╭──
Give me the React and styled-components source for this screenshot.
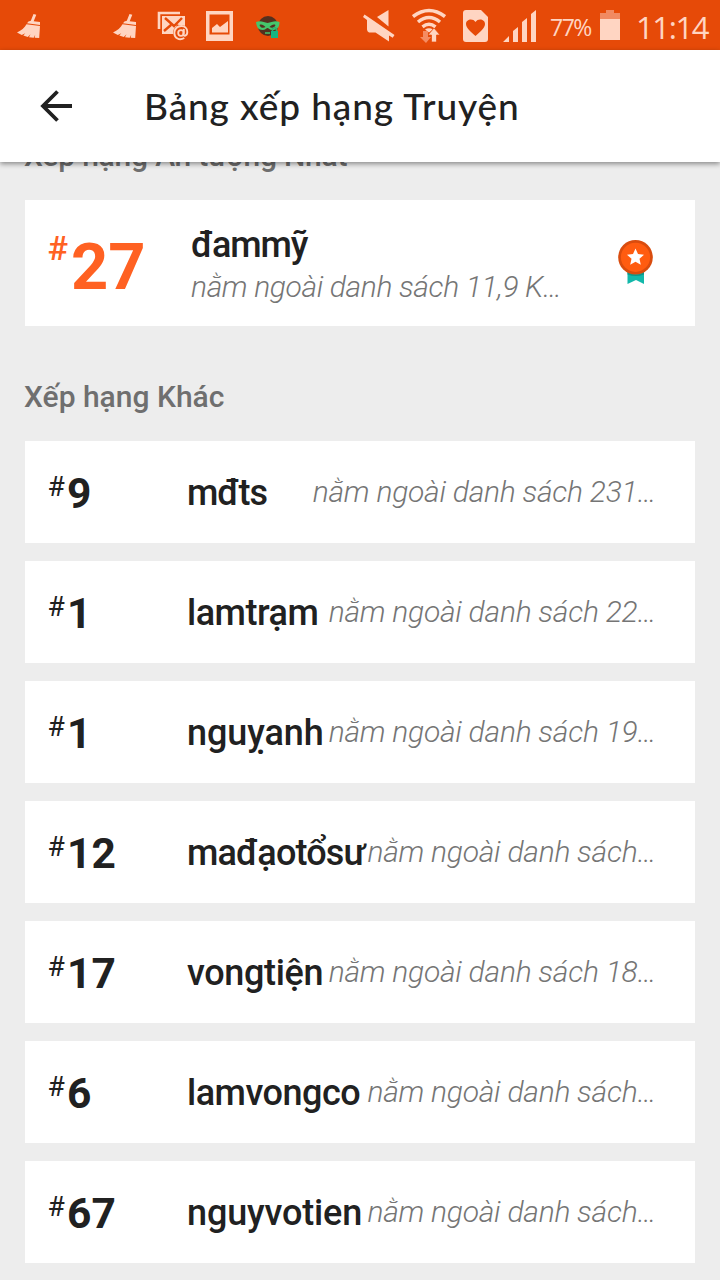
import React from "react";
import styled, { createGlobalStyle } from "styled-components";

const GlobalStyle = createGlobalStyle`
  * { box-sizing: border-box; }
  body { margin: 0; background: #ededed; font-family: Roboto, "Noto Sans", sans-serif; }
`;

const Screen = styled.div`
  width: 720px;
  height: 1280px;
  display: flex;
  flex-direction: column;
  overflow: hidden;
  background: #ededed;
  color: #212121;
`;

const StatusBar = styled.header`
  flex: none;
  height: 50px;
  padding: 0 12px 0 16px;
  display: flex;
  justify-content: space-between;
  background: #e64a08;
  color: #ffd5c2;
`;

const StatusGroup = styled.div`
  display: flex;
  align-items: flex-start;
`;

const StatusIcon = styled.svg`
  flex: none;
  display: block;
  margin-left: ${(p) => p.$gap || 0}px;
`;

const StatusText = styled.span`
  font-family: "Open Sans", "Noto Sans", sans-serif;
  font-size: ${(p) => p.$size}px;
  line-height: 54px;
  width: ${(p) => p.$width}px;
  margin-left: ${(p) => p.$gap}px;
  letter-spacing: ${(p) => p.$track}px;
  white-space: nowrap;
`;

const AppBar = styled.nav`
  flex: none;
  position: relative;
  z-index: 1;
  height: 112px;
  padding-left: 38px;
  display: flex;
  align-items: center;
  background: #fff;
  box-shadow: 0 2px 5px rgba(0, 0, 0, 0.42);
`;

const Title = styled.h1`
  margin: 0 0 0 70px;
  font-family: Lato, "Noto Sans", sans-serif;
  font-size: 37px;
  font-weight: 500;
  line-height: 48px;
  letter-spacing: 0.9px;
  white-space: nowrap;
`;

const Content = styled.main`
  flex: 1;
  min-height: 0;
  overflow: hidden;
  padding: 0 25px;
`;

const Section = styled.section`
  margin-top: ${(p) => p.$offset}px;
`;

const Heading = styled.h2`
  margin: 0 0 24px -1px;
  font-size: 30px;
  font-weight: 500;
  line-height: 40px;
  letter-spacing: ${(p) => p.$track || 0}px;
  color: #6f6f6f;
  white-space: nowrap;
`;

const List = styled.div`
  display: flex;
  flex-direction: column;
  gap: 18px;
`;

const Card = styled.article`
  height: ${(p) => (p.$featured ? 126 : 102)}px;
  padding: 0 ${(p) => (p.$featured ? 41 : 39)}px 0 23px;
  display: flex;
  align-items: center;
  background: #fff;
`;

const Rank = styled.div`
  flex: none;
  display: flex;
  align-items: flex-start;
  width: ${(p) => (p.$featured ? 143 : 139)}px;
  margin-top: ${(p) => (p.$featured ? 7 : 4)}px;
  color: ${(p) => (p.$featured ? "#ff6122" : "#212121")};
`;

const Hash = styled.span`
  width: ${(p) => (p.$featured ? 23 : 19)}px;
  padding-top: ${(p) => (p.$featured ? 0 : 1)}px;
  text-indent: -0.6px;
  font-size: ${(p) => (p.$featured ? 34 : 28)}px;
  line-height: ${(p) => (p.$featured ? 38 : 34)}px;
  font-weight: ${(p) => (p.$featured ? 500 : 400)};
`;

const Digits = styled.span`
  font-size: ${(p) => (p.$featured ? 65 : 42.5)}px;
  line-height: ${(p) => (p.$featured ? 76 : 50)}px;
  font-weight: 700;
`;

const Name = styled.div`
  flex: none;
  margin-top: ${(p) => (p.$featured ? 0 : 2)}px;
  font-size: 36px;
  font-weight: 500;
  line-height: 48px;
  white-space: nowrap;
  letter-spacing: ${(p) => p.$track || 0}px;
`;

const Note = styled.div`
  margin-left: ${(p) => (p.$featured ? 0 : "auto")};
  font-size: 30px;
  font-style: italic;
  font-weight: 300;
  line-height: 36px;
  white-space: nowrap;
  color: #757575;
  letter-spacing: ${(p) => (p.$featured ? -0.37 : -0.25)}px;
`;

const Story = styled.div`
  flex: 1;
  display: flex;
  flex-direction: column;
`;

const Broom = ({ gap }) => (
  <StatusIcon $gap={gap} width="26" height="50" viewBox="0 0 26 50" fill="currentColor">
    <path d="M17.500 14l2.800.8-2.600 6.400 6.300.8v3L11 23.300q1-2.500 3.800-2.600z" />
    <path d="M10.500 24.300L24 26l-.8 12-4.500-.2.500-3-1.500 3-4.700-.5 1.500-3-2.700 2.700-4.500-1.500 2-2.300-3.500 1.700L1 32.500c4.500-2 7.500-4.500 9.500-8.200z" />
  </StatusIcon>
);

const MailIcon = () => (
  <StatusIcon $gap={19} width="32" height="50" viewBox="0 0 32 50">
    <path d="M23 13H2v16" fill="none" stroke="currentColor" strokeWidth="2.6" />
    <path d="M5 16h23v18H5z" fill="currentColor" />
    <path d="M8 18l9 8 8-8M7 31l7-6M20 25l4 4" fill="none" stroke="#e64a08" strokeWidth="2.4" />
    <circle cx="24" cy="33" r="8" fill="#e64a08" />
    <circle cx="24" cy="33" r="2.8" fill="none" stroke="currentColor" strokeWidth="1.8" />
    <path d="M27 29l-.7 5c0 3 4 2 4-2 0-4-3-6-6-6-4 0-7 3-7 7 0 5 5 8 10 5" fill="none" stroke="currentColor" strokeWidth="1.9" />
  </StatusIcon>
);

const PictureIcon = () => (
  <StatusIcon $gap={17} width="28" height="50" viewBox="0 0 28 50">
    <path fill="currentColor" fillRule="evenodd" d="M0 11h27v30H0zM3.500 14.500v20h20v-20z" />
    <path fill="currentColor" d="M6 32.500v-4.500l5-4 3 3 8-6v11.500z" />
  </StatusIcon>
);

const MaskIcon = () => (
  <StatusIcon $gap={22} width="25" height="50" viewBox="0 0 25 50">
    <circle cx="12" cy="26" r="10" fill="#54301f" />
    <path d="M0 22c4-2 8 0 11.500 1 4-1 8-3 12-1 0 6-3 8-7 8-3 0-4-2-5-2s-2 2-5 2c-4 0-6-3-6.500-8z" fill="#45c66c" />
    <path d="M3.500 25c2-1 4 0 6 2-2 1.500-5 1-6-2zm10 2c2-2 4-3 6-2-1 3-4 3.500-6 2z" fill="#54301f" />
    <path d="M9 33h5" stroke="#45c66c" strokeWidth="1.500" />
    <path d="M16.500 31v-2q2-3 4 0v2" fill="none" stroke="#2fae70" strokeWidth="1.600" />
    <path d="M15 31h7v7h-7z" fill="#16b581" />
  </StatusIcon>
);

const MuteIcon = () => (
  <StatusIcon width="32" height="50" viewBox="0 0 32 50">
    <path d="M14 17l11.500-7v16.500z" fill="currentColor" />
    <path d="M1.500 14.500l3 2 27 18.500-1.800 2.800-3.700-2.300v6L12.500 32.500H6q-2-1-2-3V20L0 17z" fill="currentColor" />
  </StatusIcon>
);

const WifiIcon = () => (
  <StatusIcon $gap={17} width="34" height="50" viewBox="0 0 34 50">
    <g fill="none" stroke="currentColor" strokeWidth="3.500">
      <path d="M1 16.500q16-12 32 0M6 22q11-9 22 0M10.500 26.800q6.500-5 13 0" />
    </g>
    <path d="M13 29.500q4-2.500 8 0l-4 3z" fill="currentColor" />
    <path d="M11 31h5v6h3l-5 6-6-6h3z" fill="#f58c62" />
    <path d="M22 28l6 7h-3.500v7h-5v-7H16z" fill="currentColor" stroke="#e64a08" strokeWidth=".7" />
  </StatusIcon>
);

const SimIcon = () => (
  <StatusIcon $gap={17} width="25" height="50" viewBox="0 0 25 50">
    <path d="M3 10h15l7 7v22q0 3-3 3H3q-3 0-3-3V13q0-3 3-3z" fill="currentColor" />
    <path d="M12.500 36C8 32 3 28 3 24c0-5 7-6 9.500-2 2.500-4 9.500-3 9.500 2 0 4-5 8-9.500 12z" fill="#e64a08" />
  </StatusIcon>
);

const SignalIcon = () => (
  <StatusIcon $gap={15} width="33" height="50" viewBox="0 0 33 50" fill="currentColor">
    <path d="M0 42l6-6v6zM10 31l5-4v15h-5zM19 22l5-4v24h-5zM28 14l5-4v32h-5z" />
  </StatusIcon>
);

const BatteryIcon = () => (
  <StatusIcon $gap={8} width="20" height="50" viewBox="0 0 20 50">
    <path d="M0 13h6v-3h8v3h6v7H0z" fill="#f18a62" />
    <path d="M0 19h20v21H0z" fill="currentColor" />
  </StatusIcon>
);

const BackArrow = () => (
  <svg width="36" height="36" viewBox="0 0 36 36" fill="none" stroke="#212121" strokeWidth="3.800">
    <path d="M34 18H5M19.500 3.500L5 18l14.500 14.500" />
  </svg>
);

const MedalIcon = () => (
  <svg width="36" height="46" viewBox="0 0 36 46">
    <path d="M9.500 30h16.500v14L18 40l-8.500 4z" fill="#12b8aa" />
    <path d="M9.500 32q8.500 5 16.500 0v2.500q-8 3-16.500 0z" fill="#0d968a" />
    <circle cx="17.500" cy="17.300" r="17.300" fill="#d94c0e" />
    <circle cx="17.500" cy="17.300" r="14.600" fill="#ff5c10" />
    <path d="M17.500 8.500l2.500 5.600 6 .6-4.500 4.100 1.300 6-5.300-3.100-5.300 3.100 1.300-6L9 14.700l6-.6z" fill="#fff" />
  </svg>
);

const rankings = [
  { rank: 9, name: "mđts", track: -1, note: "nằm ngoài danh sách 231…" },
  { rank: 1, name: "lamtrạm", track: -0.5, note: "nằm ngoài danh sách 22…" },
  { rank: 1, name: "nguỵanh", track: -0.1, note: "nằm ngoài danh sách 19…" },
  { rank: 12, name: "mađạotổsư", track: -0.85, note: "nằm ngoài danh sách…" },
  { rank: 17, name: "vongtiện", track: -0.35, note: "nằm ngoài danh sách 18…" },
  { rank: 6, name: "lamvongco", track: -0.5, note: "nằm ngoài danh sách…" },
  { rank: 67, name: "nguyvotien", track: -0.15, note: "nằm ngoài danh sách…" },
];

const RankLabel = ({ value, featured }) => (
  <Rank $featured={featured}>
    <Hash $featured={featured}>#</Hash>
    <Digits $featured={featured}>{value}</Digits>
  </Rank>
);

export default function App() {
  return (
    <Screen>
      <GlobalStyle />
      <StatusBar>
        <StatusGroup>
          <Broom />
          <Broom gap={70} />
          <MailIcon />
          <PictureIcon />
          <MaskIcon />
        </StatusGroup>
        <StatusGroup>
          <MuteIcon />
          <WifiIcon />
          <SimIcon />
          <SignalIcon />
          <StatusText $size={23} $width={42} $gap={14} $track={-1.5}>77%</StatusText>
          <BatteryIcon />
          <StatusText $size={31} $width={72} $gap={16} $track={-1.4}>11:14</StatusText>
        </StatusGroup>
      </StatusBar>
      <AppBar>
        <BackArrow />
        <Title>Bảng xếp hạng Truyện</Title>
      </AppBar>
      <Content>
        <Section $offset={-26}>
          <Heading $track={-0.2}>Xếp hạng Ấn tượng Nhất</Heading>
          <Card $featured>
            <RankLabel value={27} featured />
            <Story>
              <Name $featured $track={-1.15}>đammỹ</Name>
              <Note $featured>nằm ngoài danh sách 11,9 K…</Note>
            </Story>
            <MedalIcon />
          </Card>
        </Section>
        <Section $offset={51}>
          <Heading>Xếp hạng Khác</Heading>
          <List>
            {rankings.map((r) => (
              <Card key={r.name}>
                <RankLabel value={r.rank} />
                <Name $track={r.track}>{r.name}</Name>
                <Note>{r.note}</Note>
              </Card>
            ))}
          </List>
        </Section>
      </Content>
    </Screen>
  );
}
╰──
_PROBLEM STATEMENT_: Extract every line above that contains the word "components".

_WRITTEN RESPONSE_:
Give me the React and styled-components source for this screenshot.
import styled, { createGlobalStyle } from "styled-components";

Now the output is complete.